* STATED EXERCISE:
Count the lines in the records below that contain the word "screenshot", and give only that number.

* ENTRIES SHOWN:
Start
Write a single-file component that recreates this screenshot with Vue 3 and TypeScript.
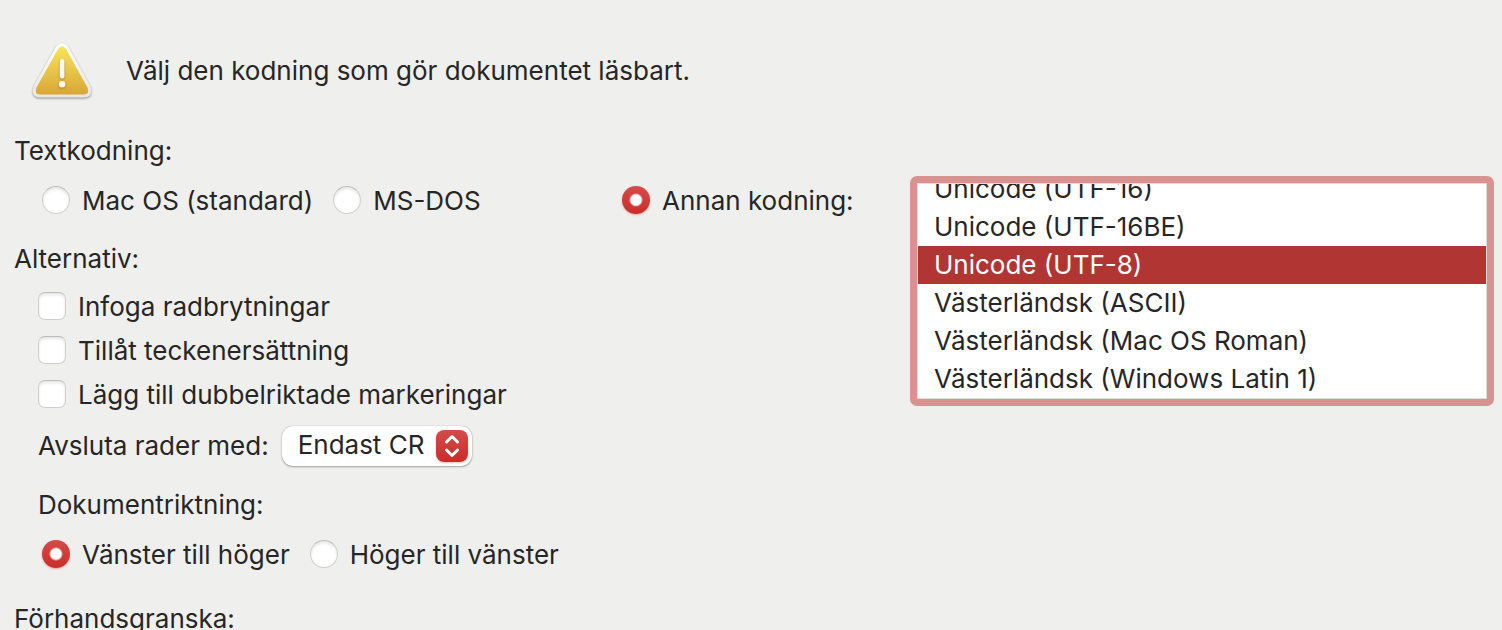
End
Start
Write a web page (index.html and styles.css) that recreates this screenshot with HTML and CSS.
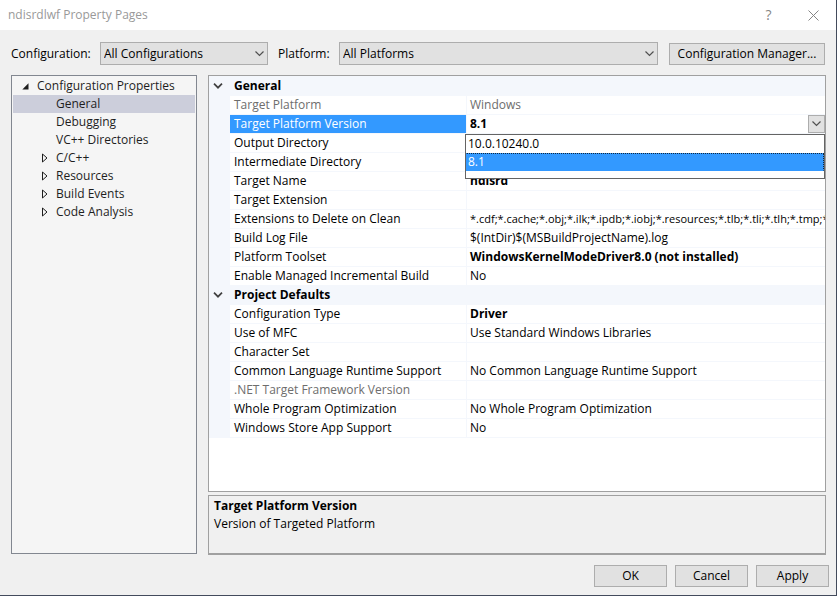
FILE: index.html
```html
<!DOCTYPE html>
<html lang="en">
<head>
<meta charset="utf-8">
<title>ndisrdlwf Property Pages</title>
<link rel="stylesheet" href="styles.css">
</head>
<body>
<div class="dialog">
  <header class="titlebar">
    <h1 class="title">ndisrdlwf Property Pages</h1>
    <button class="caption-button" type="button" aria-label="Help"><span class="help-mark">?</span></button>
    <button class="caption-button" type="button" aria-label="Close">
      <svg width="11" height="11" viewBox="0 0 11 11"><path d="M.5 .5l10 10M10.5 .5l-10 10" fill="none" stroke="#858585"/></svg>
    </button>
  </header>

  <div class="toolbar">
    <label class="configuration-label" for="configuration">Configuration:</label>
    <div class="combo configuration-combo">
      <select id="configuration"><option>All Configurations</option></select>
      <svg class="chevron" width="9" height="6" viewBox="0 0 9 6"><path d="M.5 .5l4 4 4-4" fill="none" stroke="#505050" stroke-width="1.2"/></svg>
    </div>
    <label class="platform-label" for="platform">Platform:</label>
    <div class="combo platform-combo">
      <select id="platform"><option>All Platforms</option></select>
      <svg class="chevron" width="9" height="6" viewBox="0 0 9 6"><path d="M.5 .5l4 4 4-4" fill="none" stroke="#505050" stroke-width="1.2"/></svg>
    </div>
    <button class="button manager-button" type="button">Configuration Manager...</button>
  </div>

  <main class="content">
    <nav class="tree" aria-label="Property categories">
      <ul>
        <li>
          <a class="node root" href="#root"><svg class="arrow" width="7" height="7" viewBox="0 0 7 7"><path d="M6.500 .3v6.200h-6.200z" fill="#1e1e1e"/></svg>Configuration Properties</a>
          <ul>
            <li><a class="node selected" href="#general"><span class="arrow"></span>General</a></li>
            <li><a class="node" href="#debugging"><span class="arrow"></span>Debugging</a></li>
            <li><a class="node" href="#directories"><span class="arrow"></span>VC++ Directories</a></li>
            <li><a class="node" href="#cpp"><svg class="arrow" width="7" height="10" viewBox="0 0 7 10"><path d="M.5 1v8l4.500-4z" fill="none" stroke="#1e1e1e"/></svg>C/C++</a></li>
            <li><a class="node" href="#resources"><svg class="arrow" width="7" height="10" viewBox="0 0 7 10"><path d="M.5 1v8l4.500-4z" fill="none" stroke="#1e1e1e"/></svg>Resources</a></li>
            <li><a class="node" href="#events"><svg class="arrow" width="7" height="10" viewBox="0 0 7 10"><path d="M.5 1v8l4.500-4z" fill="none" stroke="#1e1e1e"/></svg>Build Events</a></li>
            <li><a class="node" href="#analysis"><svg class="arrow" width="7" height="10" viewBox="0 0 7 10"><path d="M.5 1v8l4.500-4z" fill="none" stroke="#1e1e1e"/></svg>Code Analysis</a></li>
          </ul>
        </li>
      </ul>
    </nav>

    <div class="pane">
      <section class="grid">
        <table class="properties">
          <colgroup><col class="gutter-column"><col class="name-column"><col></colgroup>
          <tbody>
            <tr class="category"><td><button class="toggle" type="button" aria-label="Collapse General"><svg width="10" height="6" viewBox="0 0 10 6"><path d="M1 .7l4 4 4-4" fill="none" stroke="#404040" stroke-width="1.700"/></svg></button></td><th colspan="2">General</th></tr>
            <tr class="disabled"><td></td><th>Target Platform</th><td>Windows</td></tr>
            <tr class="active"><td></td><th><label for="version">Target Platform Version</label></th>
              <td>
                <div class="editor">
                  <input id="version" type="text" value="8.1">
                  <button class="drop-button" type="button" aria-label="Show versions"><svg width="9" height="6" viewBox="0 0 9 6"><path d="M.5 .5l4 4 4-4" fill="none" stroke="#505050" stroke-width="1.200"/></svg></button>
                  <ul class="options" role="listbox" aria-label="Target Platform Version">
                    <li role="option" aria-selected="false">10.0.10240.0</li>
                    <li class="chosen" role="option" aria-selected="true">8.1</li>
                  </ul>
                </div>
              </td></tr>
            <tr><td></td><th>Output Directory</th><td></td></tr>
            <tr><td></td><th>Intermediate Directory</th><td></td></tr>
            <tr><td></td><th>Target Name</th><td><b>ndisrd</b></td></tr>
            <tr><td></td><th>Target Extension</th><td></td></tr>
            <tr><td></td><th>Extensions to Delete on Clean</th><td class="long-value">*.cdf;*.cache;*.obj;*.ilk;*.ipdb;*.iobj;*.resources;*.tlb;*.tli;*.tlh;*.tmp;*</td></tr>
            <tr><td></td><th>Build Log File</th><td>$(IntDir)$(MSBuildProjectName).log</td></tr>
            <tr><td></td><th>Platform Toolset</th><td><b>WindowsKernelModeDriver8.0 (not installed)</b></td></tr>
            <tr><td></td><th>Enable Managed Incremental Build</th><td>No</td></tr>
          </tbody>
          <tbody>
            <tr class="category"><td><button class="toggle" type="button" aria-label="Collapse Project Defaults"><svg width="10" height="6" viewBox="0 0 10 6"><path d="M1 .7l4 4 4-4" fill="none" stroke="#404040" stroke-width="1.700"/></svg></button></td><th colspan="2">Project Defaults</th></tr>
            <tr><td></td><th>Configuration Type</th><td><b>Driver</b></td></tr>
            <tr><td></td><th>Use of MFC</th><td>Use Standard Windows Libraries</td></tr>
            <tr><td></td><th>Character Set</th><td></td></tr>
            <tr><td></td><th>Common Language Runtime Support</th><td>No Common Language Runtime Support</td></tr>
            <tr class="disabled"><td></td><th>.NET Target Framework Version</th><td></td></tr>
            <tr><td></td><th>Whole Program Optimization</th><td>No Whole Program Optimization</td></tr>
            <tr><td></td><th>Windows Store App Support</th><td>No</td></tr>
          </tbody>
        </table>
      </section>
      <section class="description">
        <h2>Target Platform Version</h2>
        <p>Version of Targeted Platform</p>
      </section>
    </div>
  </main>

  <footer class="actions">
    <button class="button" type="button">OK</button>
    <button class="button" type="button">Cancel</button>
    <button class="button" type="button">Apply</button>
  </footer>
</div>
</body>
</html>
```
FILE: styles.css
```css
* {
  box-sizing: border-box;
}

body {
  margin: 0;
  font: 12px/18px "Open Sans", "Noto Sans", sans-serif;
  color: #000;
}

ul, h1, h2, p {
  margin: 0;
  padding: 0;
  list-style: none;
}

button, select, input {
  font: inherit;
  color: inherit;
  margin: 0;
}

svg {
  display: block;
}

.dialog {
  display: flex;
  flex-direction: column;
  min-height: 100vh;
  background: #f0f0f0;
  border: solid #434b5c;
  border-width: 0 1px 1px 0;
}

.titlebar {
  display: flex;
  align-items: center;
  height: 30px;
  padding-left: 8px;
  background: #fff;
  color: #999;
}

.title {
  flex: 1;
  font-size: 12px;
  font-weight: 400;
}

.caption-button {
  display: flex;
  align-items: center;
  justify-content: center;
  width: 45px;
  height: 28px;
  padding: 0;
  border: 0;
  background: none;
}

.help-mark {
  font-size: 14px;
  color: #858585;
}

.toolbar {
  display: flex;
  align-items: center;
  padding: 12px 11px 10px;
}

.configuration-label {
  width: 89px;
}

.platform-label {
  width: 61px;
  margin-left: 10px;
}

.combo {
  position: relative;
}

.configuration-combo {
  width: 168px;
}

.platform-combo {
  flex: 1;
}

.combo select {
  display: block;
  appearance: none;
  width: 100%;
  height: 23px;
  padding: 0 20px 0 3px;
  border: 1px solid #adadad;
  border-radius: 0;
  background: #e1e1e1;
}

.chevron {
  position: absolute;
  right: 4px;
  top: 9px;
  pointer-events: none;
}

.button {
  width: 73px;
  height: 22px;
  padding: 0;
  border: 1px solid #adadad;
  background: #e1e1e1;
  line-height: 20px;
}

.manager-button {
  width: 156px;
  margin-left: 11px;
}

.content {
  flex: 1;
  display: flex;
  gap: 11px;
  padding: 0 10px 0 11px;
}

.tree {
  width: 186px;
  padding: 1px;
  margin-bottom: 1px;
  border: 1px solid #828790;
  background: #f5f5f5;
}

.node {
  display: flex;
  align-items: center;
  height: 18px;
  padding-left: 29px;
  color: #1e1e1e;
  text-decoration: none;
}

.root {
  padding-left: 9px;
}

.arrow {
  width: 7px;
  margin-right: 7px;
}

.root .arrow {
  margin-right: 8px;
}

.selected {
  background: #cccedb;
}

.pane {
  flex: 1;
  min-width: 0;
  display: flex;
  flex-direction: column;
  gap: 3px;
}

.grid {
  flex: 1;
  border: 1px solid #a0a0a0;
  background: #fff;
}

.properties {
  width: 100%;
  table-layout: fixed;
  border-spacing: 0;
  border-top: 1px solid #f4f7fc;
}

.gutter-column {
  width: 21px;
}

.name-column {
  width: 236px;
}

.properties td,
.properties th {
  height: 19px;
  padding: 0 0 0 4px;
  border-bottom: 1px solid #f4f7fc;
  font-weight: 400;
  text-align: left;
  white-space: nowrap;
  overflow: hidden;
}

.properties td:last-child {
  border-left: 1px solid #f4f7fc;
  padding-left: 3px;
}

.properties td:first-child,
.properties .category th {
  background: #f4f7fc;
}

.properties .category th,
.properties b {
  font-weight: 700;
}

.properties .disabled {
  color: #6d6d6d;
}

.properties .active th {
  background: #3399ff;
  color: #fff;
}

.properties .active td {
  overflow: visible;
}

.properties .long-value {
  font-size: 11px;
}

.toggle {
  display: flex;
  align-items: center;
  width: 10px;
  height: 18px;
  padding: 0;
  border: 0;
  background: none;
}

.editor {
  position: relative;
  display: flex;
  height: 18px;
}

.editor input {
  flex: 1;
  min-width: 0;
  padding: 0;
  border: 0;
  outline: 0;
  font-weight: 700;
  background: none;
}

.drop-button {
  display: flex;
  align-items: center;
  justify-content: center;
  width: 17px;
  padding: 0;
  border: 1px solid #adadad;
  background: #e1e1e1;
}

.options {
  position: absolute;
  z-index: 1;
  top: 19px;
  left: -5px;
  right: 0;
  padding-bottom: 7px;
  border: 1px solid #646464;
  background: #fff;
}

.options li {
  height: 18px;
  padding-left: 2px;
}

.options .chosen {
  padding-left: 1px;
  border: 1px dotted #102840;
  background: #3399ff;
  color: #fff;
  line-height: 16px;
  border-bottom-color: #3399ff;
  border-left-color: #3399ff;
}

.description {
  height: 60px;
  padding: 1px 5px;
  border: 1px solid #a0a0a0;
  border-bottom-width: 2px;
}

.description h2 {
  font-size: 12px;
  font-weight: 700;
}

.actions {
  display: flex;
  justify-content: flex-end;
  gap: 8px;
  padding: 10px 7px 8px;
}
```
End
* RESULT OF THE TASK:
2